* **Problem details**
Only lines holding the word "components" should be copied from the material.

--- begin Source data ---

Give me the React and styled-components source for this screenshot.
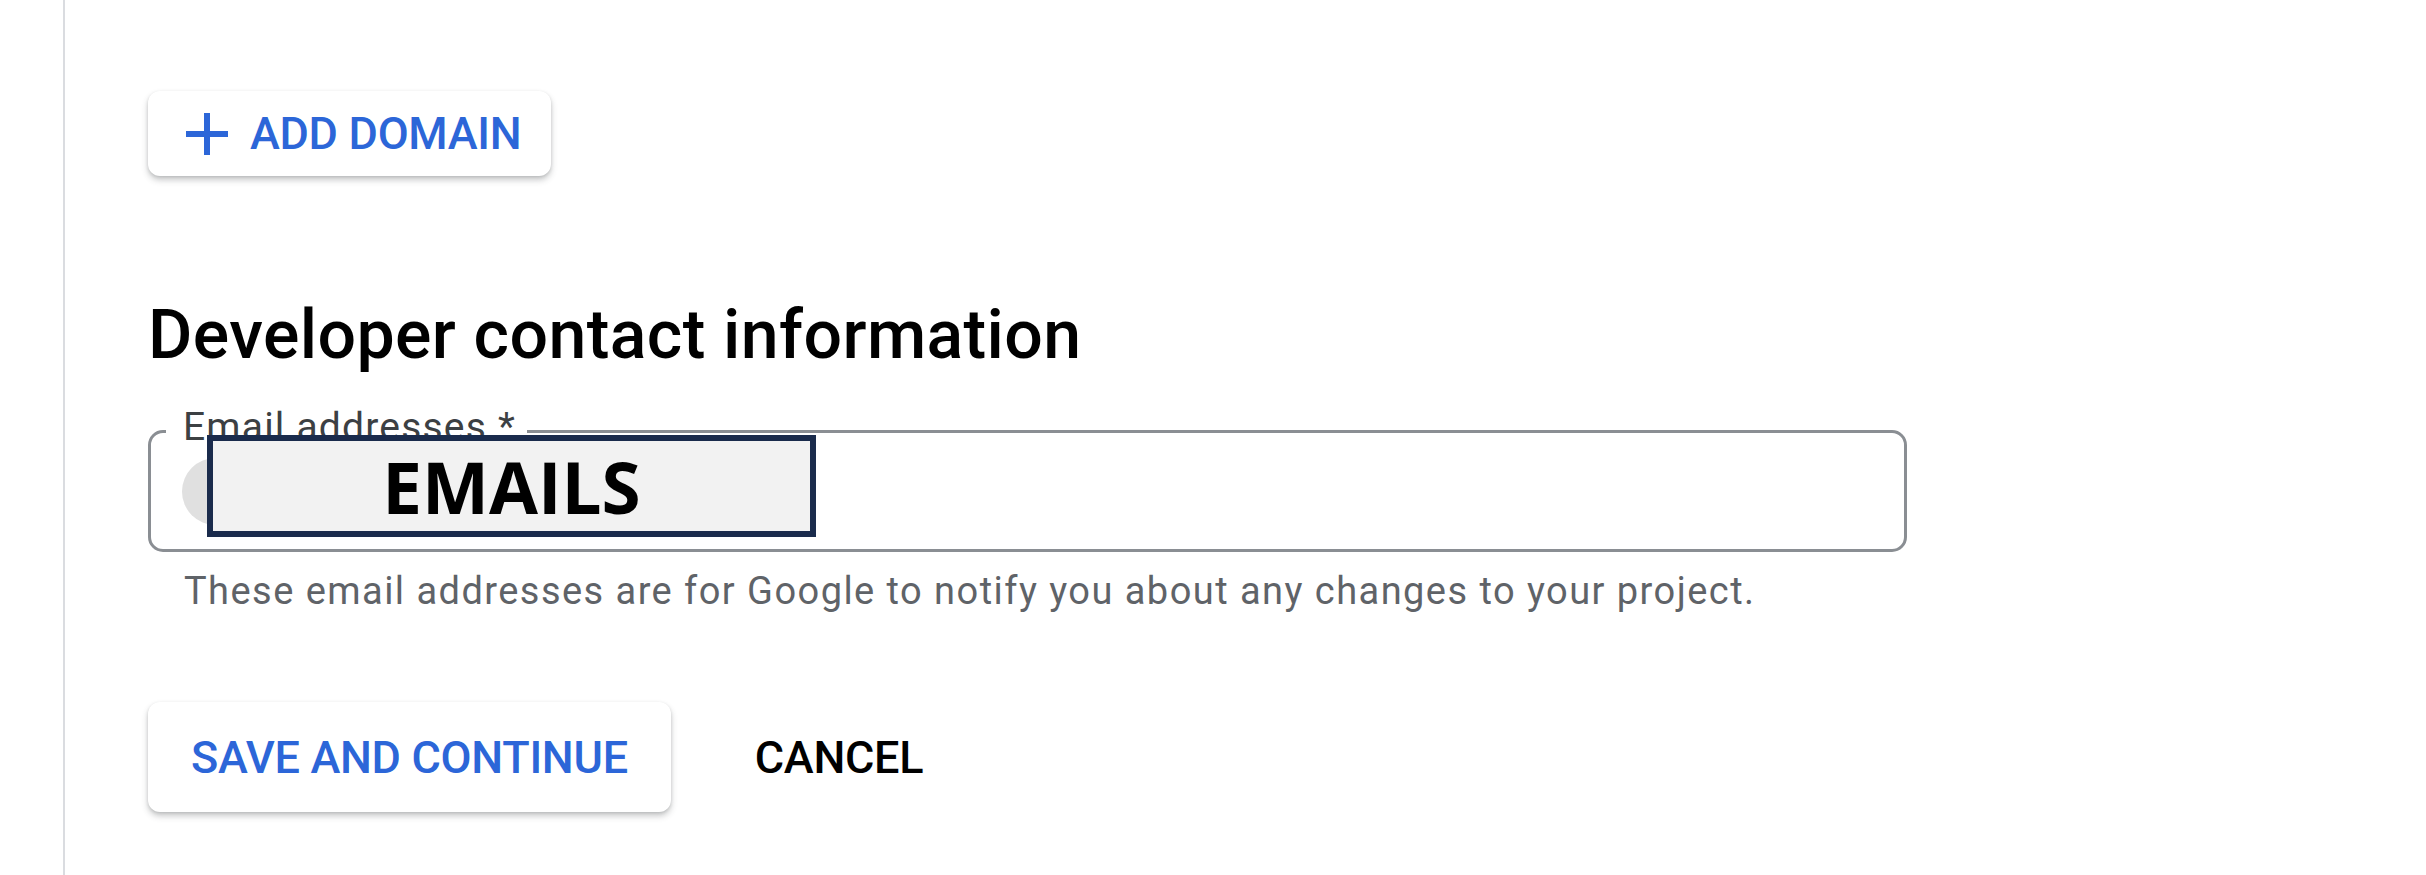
import React from "react";
import styled, { createGlobalStyle } from "styled-components";

const Global = createGlobalStyle`
  html, body { margin: 0; padding: 0; background: #ffffff; }
  body { font-family: Roboto, "Liberation Sans", Arial, sans-serif; }
  * { box-sizing: border-box; }
`;

const BLUE = "#2c66d8";

const Page = styled.div`
  display: flex;
  min-height: 100vh;
  background: #ffffff;
`;

const Rail = styled.div`
  width: 65px;
  flex: none;
  border-right: 2px solid #dadce0;
`;

const Content = styled.main`
  flex: 1;
  display: flex;
  flex-direction: column;
  align-items: flex-start;
  padding: 91px 0 0 83px;
`;

const RaisedButton = styled.button`
  display: inline-flex;
  align-items: center;
  gap: ${(p) => p.$gap || 0}px;
  height: ${(p) => p.$h}px;
  padding: 0 ${(p) => p.$pr}px 0 ${(p) => p.$pl}px;
  border: none;
  border-radius: 12px;
  background: #ffffff;
  color: ${BLUE};
  font-family: Roboto, "Liberation Sans", Arial, sans-serif;
  font-weight: 500;
  font-size: 45px;
  line-height: 1;
  letter-spacing: -0.3px;
  box-shadow: 0 4px 6px rgba(60, 64, 67, 0.28), 0 1px 3px rgba(60, 64, 67, 0.15);
  cursor: pointer;
`;

const TextButton = styled.button`
  display: inline-flex;
  align-items: center;
  height: 110px;
  padding: 0 42px;
  border: none;
  background: transparent;
  color: #000000;
  font-family: Roboto, "Liberation Sans", Arial, sans-serif;
  font-weight: 500;
  font-size: 45px;
  line-height: 1;
  letter-spacing: -0.3px;
  cursor: pointer;
`;

const Heading = styled.h2`
  margin: 125px 0 0 0;
  font-family: Roboto, "Liberation Sans", Arial, sans-serif;
  font-weight: 500;
  font-size: 68px;
  line-height: 1;
  color: #000000;
  letter-spacing: 0.4px;
`;

const Field = styled.div`
  position: relative;
  margin-top: 61px;
  width: 1759px;
`;

const Outline = styled.div`
  height: 122px;
  border: 3px solid #8a8e93;
  border-radius: 15px;
  display: flex;
  align-items: center;
  padding-left: 31px;
`;

const FloatingLabel = styled.label`
  position: absolute;
  left: 18px;
  top: -25px;
  padding: 0 11px 0 17px;
  background: #ffffff;
  font-family: Roboto, "Liberation Sans", Arial, sans-serif;
  font-size: 39px;
  line-height: 44px;
  letter-spacing: 1.2px;
  color: #3c4043;
`;

const Chip = styled.div`
  width: 420px;
  height: 67px;
  border-radius: 34px;
  background: #e0e0e0;
`;

const Redaction = styled.div`
  position: absolute;
  left: 59px;
  top: 5px;
  width: 609px;
  height: 102px;
  border: 6px solid #1a2b4c;
  background: #f2f2f2;
  display: flex;
  align-items: center;
  justify-content: center;
  font-family: "Open Sans", "Liberation Sans", Arial, sans-serif;
  font-weight: 700;
  font-size: 71px;
  line-height: 1;
  color: #000000;
`;

const Helper = styled.p`
  margin: 20px 0 0 36px;
  font-family: Roboto, "Liberation Sans", Arial, sans-serif;
  font-size: 38px;
  line-height: 1;
  color: #5f6368;
  letter-spacing: 1.45px;
`;

const Actions = styled.div`
  display: flex;
  align-items: center;
  gap: 42px;
  margin-top: 92px;
`;

const PlusIcon = () => (
  <svg width="42" height="42" viewBox="0 0 42 42" aria-hidden="true">
    <path d="M21 0V42M0 21H42" stroke={BLUE} strokeWidth="6" fill="none" />
  </svg>
);

export default function App() {
  return (
    <>
      <Global />
      <Page>
        <Rail />
        <Content>
          <RaisedButton $h={85} $pl={38} $pr={30} $gap={22}>
            <PlusIcon />
            ADD DOMAIN
          </RaisedButton>
          <Heading>Developer contact information</Heading>
          <Field>
            <Outline>
              <Chip />
            </Outline>
            <FloatingLabel>Email addresses *</FloatingLabel>
            <Redaction>EMAILS</Redaction>
          </Field>
          <Helper>
            These email addresses are for Google to notify you about any changes to your project.
          </Helper>
          <Actions>
            <RaisedButton $h={110} $pl={43} $pr={43}>
              SAVE AND CONTINUE
            </RaisedButton>
            <TextButton>CANCEL</TextButton>
          </Actions>
        </Content>
      </Page>
    </>
  );
}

--- end Source data ---

* **Reply**
Give me the React and styled-components source for this screenshot.
import styled, { createGlobalStyle } from "styled-components";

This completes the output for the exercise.